182: easily identified -> well predicted

Fig 4: formatting numbers >0 with leading zeroes (001 instead of 1) is slightly misleading visually (the number of errors "looks" similar between 001 and 999)

Fig 6: what do you mean by "the contrast was increased"? Does it simply means the colour scale is not the same as in Fig 5? If so, use a different colour, it will make it more natural. Is it still the same for all panels of Fig 6?

Table 4: Redefine the quantity displayed in the legend of the table. Also, the values are sorted by median but the mean and standard deviation are also reported. If the distribution of values is such that the median makes more sense than the mean, then report only the quantiles (not the mean) and the median absolute deviation (instead of the standard deviation).

267: The variables that were identified are -> The variables that were identified as important are

268: important movement predictor -> important predictor of movement

269: I suggest adding the part in brackets: "Sea surface temperature was also expected to be an important predictor, [since it has important physiological consequences and is therefore] the most frequently used descriptor in." SST is not important because it is widely used; it is widely used because it is important. 

273: two final periods. Remove one.

286: what does "depending on the ecological context" mean?

322: I think what you mean here is sourcing from different datasets within GBIF instead of randomly. But this is not obvious and should be rephrased.
But, again, binning would be a better way than resampling and would correct some the sampling bias.

335: species distribution at all and all areas -> species presence at all dates and all areas


## Conclusion

Overall, while this work is a valuable contribution, has the potential to be a very interesting one, and could prove seminal for the future of such approaches, I cannot advise for recommending it at this point. At the very least some points need to be discussed more in depth and it is  likely that some computation needs to be added/redone.

I would be happy to interact with the authors if some of my remarks are not clear enough.
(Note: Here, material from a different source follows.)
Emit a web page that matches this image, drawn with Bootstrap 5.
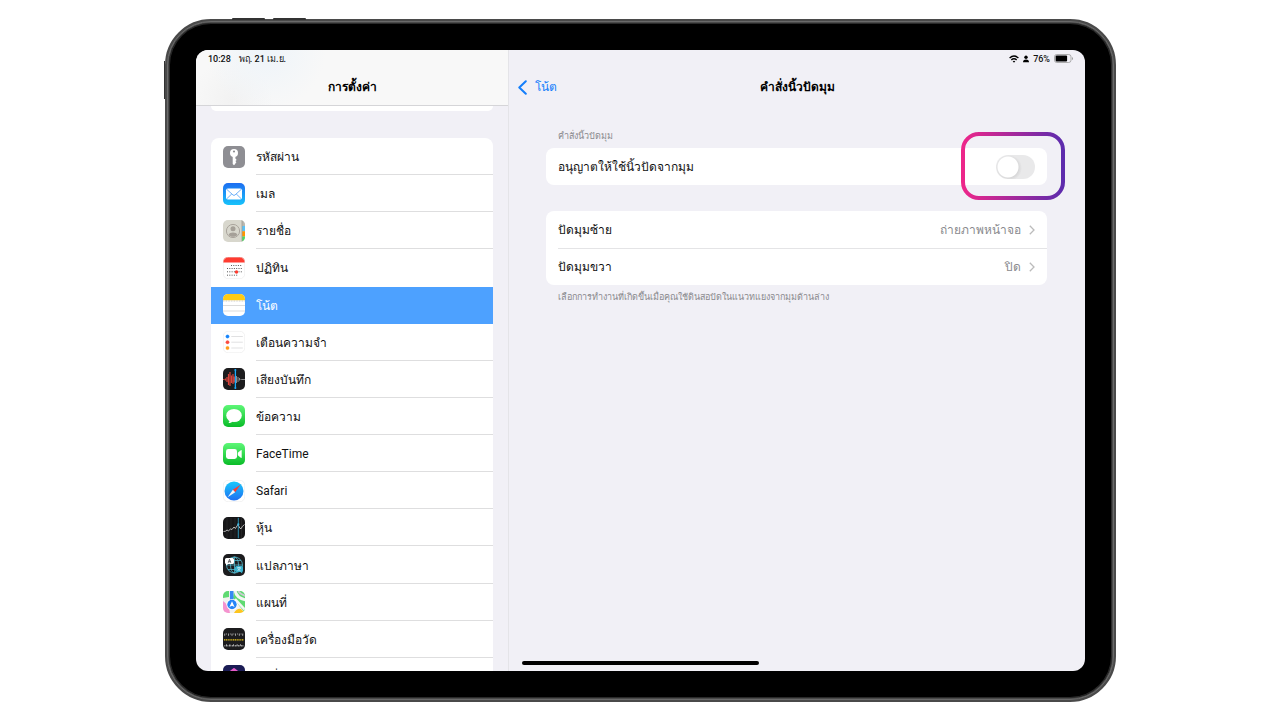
<!DOCTYPE html>
<html lang="th">
<head>
<meta charset="utf-8">
<meta name="viewport" content="width=device-width, initial-scale=1">
<title>การตั้งค่า</title>
<link href="https://cdn.jsdelivr.net/npm/bootstrap@5.3.0/dist/css/bootstrap.min.css" rel="stylesheet">
<style>
  body { background: #fff; color: #111; font-family: Roboto, "Noto Sans", sans-serif; font-size: 12px; line-height: 20px; }
  .stage { height: 100vh; padding: 19px 164px 18px 165px; }
  .tablet { background: #000; border: 4px solid #4a4a4a; border-radius: 46px; padding: 27px; box-shadow: inset 0 0 0 1px #2a2a2a; }
  .tablet::before { content: ""; position: absolute; inset: -2px; border: 1px solid #6a6a6a; border-radius: 44px; pointer-events: none; }
  .hw-key { background: #333; height: 2px; width: 33px; top: -5px; border-radius: 1px 1px 0 0; }
  .hw-key-a { left: 63px; }
  .hw-key-b { left: 104px; }
  .hw-side { background: #333; width: 1px; height: 38px; left: -5px; top: 38px; }
  .screen { background: #f1f0f6; border-radius: 12px; }
  .sidebar { width: 313px; border-right: 1px solid #e4e4e8; }
  .side-head { height: 56px; background: radial-gradient(circle at 70px 0, #eef4f9, transparent 60px), radial-gradient(circle at 36px 50px, #f2f2f2, transparent 40px), #f8f8f8; border-bottom: 1px solid #d5d5d8; }
  .clock { font-size: 9px; line-height: 18px; height: 17px; font-weight: 500; }
  .side-title, .pane-title { font-size: 12px; line-height: 20px; font-weight: 600; color: #000; }
  .side-title { padding-top: 10px; }
  .side-list { padding: 0 15px; }
  .prev-group { height: 5px; border-radius: 0 0 8px 8px; }
  .apps { display: grid; grid-auto-rows: 1fr; height: 557px; margin-top: 27px; border-radius: 8px 8px 0 0; background: #fff; }
  .app-row { color: #111; padding-left: 12px; gap: 11px; }
  .app-row svg { width: 22px; height: 22px; flex: none; }
  .app-name { border-bottom: 1px solid #dededf; padding-top: 2px; }
  .app-row.active { background: #4da1ff; color: #fff; }
  .app-row.active .app-name { border-color: transparent; }
  .app-row.before-active .app-name { border-color: transparent; }
  .pane-head { height: 40px; }
  .back { color: #147efb; left: 9px; }
  .sheet { padding: 21px 38px 0 37px; }
  .note { color: #8a8a8e; font-size: 9px; line-height: 16px; padding-left: 12px; }
  .group { background: #fff; border-radius: 8px; padding-left: 12px; }
  .group-next { margin-top: 26px; }
  .opt { height: 37px; padding-left: 0; padding-right: 12px; color: #111; }
  .opt + .opt { border-top: 1px solid #e4e4e6; }
  .opt-value { color: #8a8a8e; gap: 8px; }
  .form-switch .form-check-input.corner-switch { width: 39px; height: 24px; margin: 0; border: 0; box-shadow: none;
    background: radial-gradient(circle at 12px 12px, #fff 10px, transparent 11px), radial-gradient(circle at 13px 13px, #d4d4d5 9px, transparent 13px) #e9e9ea; }
  .form-switch .form-check-input.corner-switch:checked { background: radial-gradient(circle at 27px 12px, #fff 10px, transparent 11px) #34c759; }
  .ring { width: 104px; height: 68px; right: -18px; top: -16px; pointer-events: none; }
  .home-bar { left: 13px; bottom: 6px; width: 237px; height: 4px; background: #000; }
</style>
</head>
<body>
<div class="stage">
<div class="tablet position-relative h-100">
  <span class="hw-key hw-key-a position-absolute"></span>
  <span class="hw-key hw-key-b position-absolute"></span>
  <span class="hw-side position-absolute"></span>
  <div class="screen d-flex h-100 overflow-hidden">

    <aside class="sidebar flex-shrink-0 overflow-hidden">
      <header class="side-head">
        <div class="clock d-flex gap-2 ps-2 ms-1"><span>10:28</span><span>พฤ. 21 เม.ย.</span></div>
        <h1 class="side-title text-center m-0">การตั้งค่า</h1>
      </header>
      <div class="side-list">
      <div class="bg-white prev-group"></div>
      <nav class="apps overflow-hidden">
        <a href="#" class="app-row d-flex align-items-center text-decoration-none">
          <svg viewBox="0 0 22 22"><rect width="22" height="22" rx="5" fill="#8e8e93"/><circle cx="11" cy="7" r="4" fill="#fff"/><circle cx="11" cy="5.500" r="1.100" fill="#8e8e93"/><path d="M9.700 10h2.700v2.600l1.300 1.300-1.300 1.200 1 1.100-1 1v.5L11 19.300l-1.300-1.400z" fill="#fff"/></svg>
          <span class="app-name flex-fill h-100 d-flex align-items-center">รหัสผ่าน</span></a>
        <a href="#" class="app-row d-flex align-items-center text-decoration-none">
          <svg viewBox="0 0 22 22"><defs><linearGradient id="mailg" x2="0" y2="1"><stop stop-color="#1d6df1"/><stop offset="1" stop-color="#17c3fb"/></linearGradient></defs><rect width="22" height="22" rx="5" fill="url(#mailg)"/><rect x="3" y="5.500" width="16" height="11" rx="1.800" fill="#fff"/><path d="M3.600 6.200 10 12q1 .8 2 0l6.400-5.800M3.600 15.900l5.200-5M18.400 15.900l-5.200-5" fill="none" stroke="#4a9df6" stroke-width=".8"/></svg>
          <span class="app-name flex-fill h-100 d-flex align-items-center">เมล</span></a>
        <a href="#" class="app-row d-flex align-items-center text-decoration-none">
          <svg viewBox="0 0 22 22"><defs><clipPath id="rnd"><rect width="22" height="22" rx="5"/></clipPath></defs><g clip-path="url(#rnd)"><rect width="22" height="22" fill="#d8d7cd"/><path d="M19 0h3v6h-3z" fill="#b9b8b0"/><path d="M19 6h3v5.300h-3z" fill="#5ac2f7"/><path d="M19 11.300h3v5.200h-3z" fill="#ff9500"/><path d="M19 16.500h3V22h-3z" fill="#4cd964"/><path d="M18.600 0h.8v22h-.8z" fill="#9d9c94"/><circle cx="10" cy="11" r="6.600" fill="none" stroke="#aaa59d"/><circle cx="10" cy="8.800" r="2.500" fill="#a5a098"/><path d="M5.600 14.800c1-3 7.800-3 8.800 0-2 2.700-6.800 2.700-8.800 0" fill="#a5a098"/></g></svg>
          <span class="app-name flex-fill h-100 d-flex align-items-center">รายชื่อ</span></a>
        <a href="#" class="app-row before-active d-flex align-items-center text-decoration-none">
          <svg viewBox="0 0 22 22"><g clip-path="url(#rnd)"><rect width="22" height="22" fill="#fff"/><path d="M0 0h22v5.500H0z" fill="#ff3b30"/></g><rect x=".25" y=".25" width="21.500" height="21.500" rx="5" fill="none" stroke="#e4e4e4" stroke-width=".5"/><path d="M8 8.500h11M4 11.500h15M4 14.800h15M4 18.200h10.500" stroke="#444" stroke-width=".9" stroke-dasharray="1 1.300"/><circle cx="13.500" cy="15" r="1.700" fill="#ff3b30"/></svg>
          <span class="app-name flex-fill h-100 d-flex align-items-center">ปฏิทิน</span></a>
        <a href="#" class="app-row active d-flex align-items-center text-decoration-none" aria-current="page">
          <svg viewBox="0 0 22 22"><g clip-path="url(#rnd)"><rect width="22" height="22" fill="#fff"/><path d="M0 0h22v6.300H0z" fill="#fecb14"/><path d="M0 7h22" stroke="#aaa" stroke-width=".7" stroke-dasharray=".8 .8"/><path d="M0 11.500h22M0 17h22" stroke="#ccc" stroke-width=".7"/></g></svg>
          <span class="app-name flex-fill h-100 d-flex align-items-center">โน้ต</span></a>
        <a href="#" class="app-row d-flex align-items-center text-decoration-none">
          <svg viewBox="0 0 22 22"><rect x=".25" y=".25" width="21.500" height="21.500" rx="5" fill="#fff" stroke="#e4e4e4" stroke-width=".5"/><g stroke-width=".8" stroke-opacity=".35"><circle cx="4.500" cy="5.500" r="1.700" fill="#1684fb" stroke="#1684fb"/><circle cx="4.500" cy="11.200" r="1.700" fill="#fb4b40" stroke="#fb4b40"/><circle cx="4.500" cy="17" r="1.700" fill="#ff9c18" stroke="#ff9c18"/></g><path d="M8.300 5.500h11.500M8.300 11.200h11.500M8.300 17h11.500" stroke="#d4d4d6" stroke-width=".7"/></svg>
          <span class="app-name flex-fill h-100 d-flex align-items-center">เตือนความจำ</span></a>
        <a href="#" class="app-row d-flex align-items-center text-decoration-none">
          <svg viewBox="0 0 22 22"><rect width="22" height="22" rx="5" fill="#1c1c1e"/><path d="M0 11.500h1.500M2.500 10.500v2M4 9v5M5.500 6v11M7 4v14M8.500 7.500v7.500M10 6v10M11.300 8.500v6" stroke="#d8443c" stroke-width="1.200"/><path d="M13.500 8v7M15 9v5M16.500 10v2.500M18 11v1M18.500 11.500H22" stroke="#aaa" stroke-width=".8"/><path d="M12.400 1.500v19" stroke="#18a8f8" stroke-width="1.300"/><circle cx="12.400" cy="2" r="1" fill="#18a8f8"/><circle cx="12.400" cy="20" r="1" fill="#18a8f8"/></svg>
          <span class="app-name flex-fill h-100 d-flex align-items-center">เสียงบันทึก</span></a>
        <a href="#" class="app-row d-flex align-items-center text-decoration-none">
          <svg viewBox="0 0 22 22"><defs><linearGradient id="green" x2="0" y2="1"><stop stop-color="#5df777"/><stop offset="1" stop-color="#0abc28"/></linearGradient></defs><rect width="22" height="22" rx="5" fill="url(#green)"/><ellipse cx="11" cy="10.500" rx="7.800" ry="6.600" fill="#fff"/><path d="M6.500 14.800c.2 1.500-.3 2.500-1.200 3.300 1.700 0 3.200-.5 4.300-1.600z" fill="#fff"/></svg>
          <span class="app-name flex-fill h-100 d-flex align-items-center">ข้อความ</span></a>
        <a href="#" class="app-row d-flex align-items-center text-decoration-none">
          <svg viewBox="0 0 22 22"><rect width="22" height="22" rx="5" fill="url(#green)"/><rect x="3" y="6" width="11" height="10" rx="2.400" fill="#fff"/><path d="m14.800 9.700 3-2.500q.9-.5.9.5v6.600q0 1-.9.500l-3-2.500z" fill="#fff"/></svg>
          <span class="app-name flex-fill h-100 d-flex align-items-center">FaceTime</span></a>
        <a href="#" class="app-row d-flex align-items-center text-decoration-none">
          <svg viewBox="0 0 22 22"><defs><linearGradient id="saf" x2="0" y2="1"><stop stop-color="#1ac8fb"/><stop offset="1" stop-color="#1d6ff2"/></linearGradient></defs><rect x=".25" y=".25" width="21.500" height="21.500" rx="5" fill="#fff" stroke="#e4e4e4" stroke-width=".5"/><circle cx="11" cy="11" r="9.500" fill="url(#saf)"/><path d="m17.400 4.700-7.500 5.100 2.300 2.400z" fill="#ff3b30"/><path d="m4.600 17.300 5.300-7.500 2.300 2.400z" fill="#f4f4f4"/></svg>
          <span class="app-name flex-fill h-100 d-flex align-items-center">Safari</span></a>
        <a href="#" class="app-row d-flex align-items-center text-decoration-none">
          <svg viewBox="0 0 22 22"><rect width="22" height="22" rx="5" fill="#161618"/><path d="M4 1v20M8 1v20M12 1v20M18.500 1v20" stroke="#333" stroke-width=".5"/><path d="m.5 14.500 2-.3L4 13l1.500.8L7.500 12l1.500.5L11 10l1.400 1.500L14 9l1-1.500 1.700 3.500 1.300.8 1.300-2.300 2.200-2" fill="none" stroke="#ddd" stroke-width=".8"/><path d="M15.300.8v20.400" stroke="#2d9dc4" stroke-width=".9"/><circle cx="15.300" cy="7.300" r="1.100" fill="#3bb6e3"/></svg>
          <span class="app-name flex-fill h-100 d-flex align-items-center">หุ้น</span></a>
        <a href="#" class="app-row d-flex align-items-center text-decoration-none">
          <svg viewBox="0 0 22 22"><rect width="22" height="22" rx="5" fill="#1c1c1e"/><g fill="none" stroke="#54b8cc" stroke-width=".8"><circle cx="11.500" cy="11" r="8"/><ellipse cx="11.500" cy="11" rx="4" ry="8"/><path d="M3.500 11h16M11.500 3v16M5 6.500h13M5 15.500h13"/></g><path d="M3.500 4h6q1.500 0 1.500 1.500v3q0 1.500-1.500 1.500H5.300L3 11.500V10q-1-.4-1-1.500v-3Q2 4 3.500 4" fill="#fff"/><path d="m5.200 8.800 1.300-3.500 1.300 3.500M5.600 7.700h1.800" fill="none" stroke="#333" stroke-width=".7"/><path d="M13.500 12h5q1.500 0 1.500 1.500v3q0 1-.8 1.500v1.500L17.500 18h-4q-1.500 0-1.500-1.500v-3q0-1.500 1.500-1.500" fill="#3ab3cf"/><path d="M14 13.800h4M16 13v1M14.500 17l3-3M17.500 17l-2.800-2.500" stroke="#fff" stroke-width=".6"/></svg>
          <span class="app-name flex-fill h-100 d-flex align-items-center">แปลภาษา</span></a>
        <a href="#" class="app-row d-flex align-items-center text-decoration-none">
          <svg viewBox="0 0 22 22"><g clip-path="url(#rnd)"><rect width="22" height="22" fill="#f2f2f0"/><path d="M0 0h6v6L0 7z" fill="#5fda72"/><path d="M11 0h11v22L10 7z" fill="#5fda72"/><path d="M12-1q1 8 11 10" fill="none" stroke="#f5f5f5" stroke-width="3"/><path d="M15-1q1 4 8 6" fill="none" stroke="#c9ccd0" stroke-width="1.800"/><path d="m12 8 11 12" stroke="#f5f5f5" stroke-width="2.500"/><path d="M0 10q6 4 7 12H0z" fill="#f593cf"/><path d="M11 22q3-5 7-4l4 4z" fill="#fdc51d"/><path d="M8.700 0v10" stroke="#3688f5" stroke-width="3.500"/><circle cx="9" cy="13.500" r="5.500" fill="#fff"/><circle cx="9" cy="13.500" r="4.700" fill="#2585f7"/><path d="m9 10.200 2.600 5.800L9 14.700 6.400 16z" fill="#fff"/></g></svg>
          <span class="app-name flex-fill h-100 d-flex align-items-center">แผนที่</span></a>
        <a href="#" class="app-row d-flex align-items-center text-decoration-none">
          <svg viewBox="0 0 22 22"><rect width="22" height="22" rx="5" fill="#1c1c1e"/><path d="M1.500 6h19" stroke="#ccc" stroke-width="1.200" stroke-dasharray=".7 1.100"/><path d="M1.500 7h19" stroke="#ccc" stroke-width="2" stroke-dasharray=".6 3"/><path d="M1 11.800h20" stroke="#f5ce18" stroke-width="1.300" stroke-dasharray="1.200 .6"/><path d="M1.500 17.800h19" stroke="#bbb" stroke-width="1.400" stroke-dasharray=".8 .7"/><path d="M3 17h17" stroke="#ccc" stroke-width="2" stroke-dasharray=".6 3"/></svg>
          <span class="app-name flex-fill h-100 d-flex align-items-center">เครื่องมือวัด</span></a>
        <a href="#" class="app-row d-flex align-items-center text-decoration-none">
          <svg viewBox="0 0 22 22"><rect width="22" height="22" rx="5" fill="#1b1c55"/><path d="m11 4 5 4v5l-5 4-5-4V8z" fill="#e65bc8" stroke="#e65bc8" stroke-width="2" stroke-linejoin="round"/><path d="m6 13 5 3 5-3v3l-5 4-5-4z" fill="#3bc7e8"/></svg>
          <span class="app-name flex-fill h-100 d-flex align-items-center">คำสั่งลัด</span></a>
      </nav>
      </div>
    </aside>

    <main class="flex-fill position-relative">
      <div class="clock d-flex justify-content-end align-items-center pe-2 me-1">
        <svg class="me-1" width="10" height="8" viewBox="0 0 10 8" fill="none" stroke="#000" stroke-width="1.400"><path d="M.6 3Q5-1 9.400 3M2.300 4.900q2.700-2.300 5.400 0"/><path d="M3.700 6.300q1.300-.9 2.600 0L5 7.700z" fill="#000" stroke="none"/></svg>
        <svg class="me-1" width="6" height="8" viewBox="0 0 6 8"><circle cx="3" cy="2.200" r="1.700"/><path d="M0 7.200q0-2.700 3-2.700t3 2.700z"/></svg>
        <span>76%</span>
        <svg class="ms-1" width="19" height="9" viewBox="0 0 19 9"><rect x=".5" y=".5" width="16.500" height="8" rx="2.300" fill="none" stroke="#999" stroke-width=".8"/><rect x="1.600" y="1.600" width="11.500" height="5.800" rx="1"/><path d="M18 3v3q1-.5 1-1.500T18 3" fill="#999"/></svg>
      </div>
      <div class="pane-head position-relative d-flex align-items-center justify-content-center">
        <a href="#" class="back position-absolute d-flex align-items-center text-decoration-none">
          <svg class="me-2" width="9" height="15" viewBox="0 0 9 15" fill="none" stroke="#147efb" stroke-width="2" stroke-linecap="round" stroke-linejoin="round"><path d="M7.800 1.200 1.300 7.500l6.500 6.300"/></svg>โน้ต</a>
        <h2 class="pane-title m-0">คำสั่งนิ้วปัดมุม</h2>
      </div>
      <div class="sheet">
        <div class="note">คำสั่งนิ้วปัดมุม</div>
        <div class="group position-relative mt-1">
          <div class="opt form-switch d-flex align-items-center justify-content-between">
            <label for="corner">อนุญาตให้ใช้นิ้วปัดจากมุม</label>
            <input class="form-check-input corner-switch" type="checkbox" role="switch" id="corner">
          </div>
          <svg class="ring position-absolute" viewBox="0 0 104 68"><defs><linearGradient id="rg"><stop stop-color="#ed268a"/><stop offset="1" stop-color="#5d2bad"/></linearGradient></defs><rect x="2" y="2" width="100" height="64" rx="16" fill="none" stroke="url(#rg)" stroke-width="4"/></svg>
        </div>
        <div class="group group-next">
          <a href="#" class="opt d-flex align-items-center justify-content-between text-decoration-none"><span>ปัดมุมซ้าย</span>
            <span class="opt-value d-flex align-items-center">ถ่ายภาพหน้าจอ<svg width="6" height="10" viewBox="0 0 6 10" fill="none" stroke="#bbb" stroke-width="1.300"><path d="m.8.8 4.200 4.200L.8 9.200"/></svg></span></a>
          <a href="#" class="opt d-flex align-items-center justify-content-between text-decoration-none"><span>ปัดมุมขวา</span>
            <span class="opt-value d-flex align-items-center">ปิด<svg width="6" height="10" viewBox="0 0 6 10" fill="none" stroke="#bbb" stroke-width="1.300"><path d="m.8.8 4.200 4.200L.8 9.200"/></svg></span></a>
        </div>
        <div class="note mt-1">เลือกการทำงานที่เกิดขึ้นเมื่อคุณใช้ดินสอปัดในแนวทแยงจากมุมด้านล่าง</div>
      </div>
      <div class="home-bar position-absolute rounded-pill"></div>
    </main>
  </div>
</div>
</div>
<script src="https://cdn.jsdelivr.net/npm/bootstrap@5.3.0/dist/js/bootstrap.bundle.min.js"></script>
</body>
</html>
Reviewed by ORCID_LOGO, 04 Oct 2023

Reviewed by anonymous reviewer 1, 17 Oct 2023

Thank you to the authors for an interesting and exciting article and to PCI for the opportunity to review it! Additionally, I'd like to thank the authors for the impressive commitment to making their code, data, and manuscript publicly available. My review is below.

### Summary of Article

The authors present a multi-species, temporally explicit SDM built using typical CNN methodologies for a broad suite of 38 marine species and genera using data from GBIF. The CNNs were built using 25 environmental variables at varying spatiotemporal resolutions and the output layer of the model was configured to output the predicted probabilities of each taxa, which were then interpreted as two primary forms of species distribution prediction. Finally, the authors conduct a variable importance analysis of the environmental variables using integrated gradients. They conclude with a discussion of potential future work and improvements for the model and their results.

### Summary of Review

The authors' article contributes to a hot topic exploring the application of deep learning to species distribution modeling. There is, I believe, a common philosophy that DL (and specifically CNNs) should be a clear winner for SDMs and a reasonable value proposition in understanding which domains are more or less suited to being modeled via CNNs and still little collective understanding of best practices when following this approach. I have some suggestions for critical details that should be described in the manuscript, and key questions about the interpretation of the results, but I support the fundamentals of what the authors have done here and believe it could be a particularly valuable contribution to the literature even if only my simpler feedback was addressed.

Overall, I'd recommend this article be revised and resubmitted.

### Major feedback and questions for the authors

* Did you use a pretrained resnet-50 model? If so, which?
* How was your model extended to a 29d input layer? This is not a trivial extension of the Deneu or Botella models and the new architecture should be described more completely.
* Additional detail is needed on the alignment process for environmental variables, particularly for variables that were downscaled. It should be clearer throughout the manuscript what resolution was being modeled.
* I have a fundamental issue with the treatment of model predictions as a multi-class classification problem, including the one-hot encoding of training data and the interpretation of the predicted class probabilities. In particular, the "accuracy" of predicting the most likely species within each pixel follows the GeoLifeCLEF problem formulation and is fundamentally problematic, particularly when modeling with presence-only data from GBIF. Additionally, treating the predicted class label probabilities as a surrogate for suitability or RPoO and presenting spatial visualizations of these probabilities as a snapshot SDM is a misinterpretation, in my opinion. This space is still being defined within the literature, so I wouldn't object to publishing this treatment, but I would encourage the authors to at least address this treatment of presence-only SDM data in their discussion of the interpretability of the distribution predictions.
* The authors dismiss the need for data cleaning because of the robustness of CNNs to mislabeled or erroneous records. However, recent studies (Zizka et al., 2020) have estimated the proportion of problematic GBIF records to be as high as 41-44% of all records. I'm not aware of a paper which has investigated the robustness of CNN-SDMs to GBIF errors and so would encourage the authors to reconsider this lack of data cleaning for their model.
* I like the description in §1.3 of how CNNs pool feature detectors at varying levels of coarseness and how that might be paralleled in a climate/environmental SDM. However I think the language of what is happening as the models learn different weights for the convolutional layers is imprecise and could mislead readers. It would also make an excellent conceptual figure, space and time permitting.

### Minor feedback and line items

- §2.7: Why were some variables removed apriori before variable importance?
- "Figure X", "Table X", and "Section X" should generally be capitalized throughout the manuscript (e.g. on lines 103, 111, and 115)
- The term "probabilities predictions" is used a few times throughout the MS (e.g. L87) and should be replaced with "predicted probabilities"
- L51, "This work may be made manually": doesn't scan for me, perhaps prefer "These summary variables may be constructed manually by experts, ..."

 

Again, thank you to the authors for the opportunity to review their impressive project and I look forward to seeing it in print soon!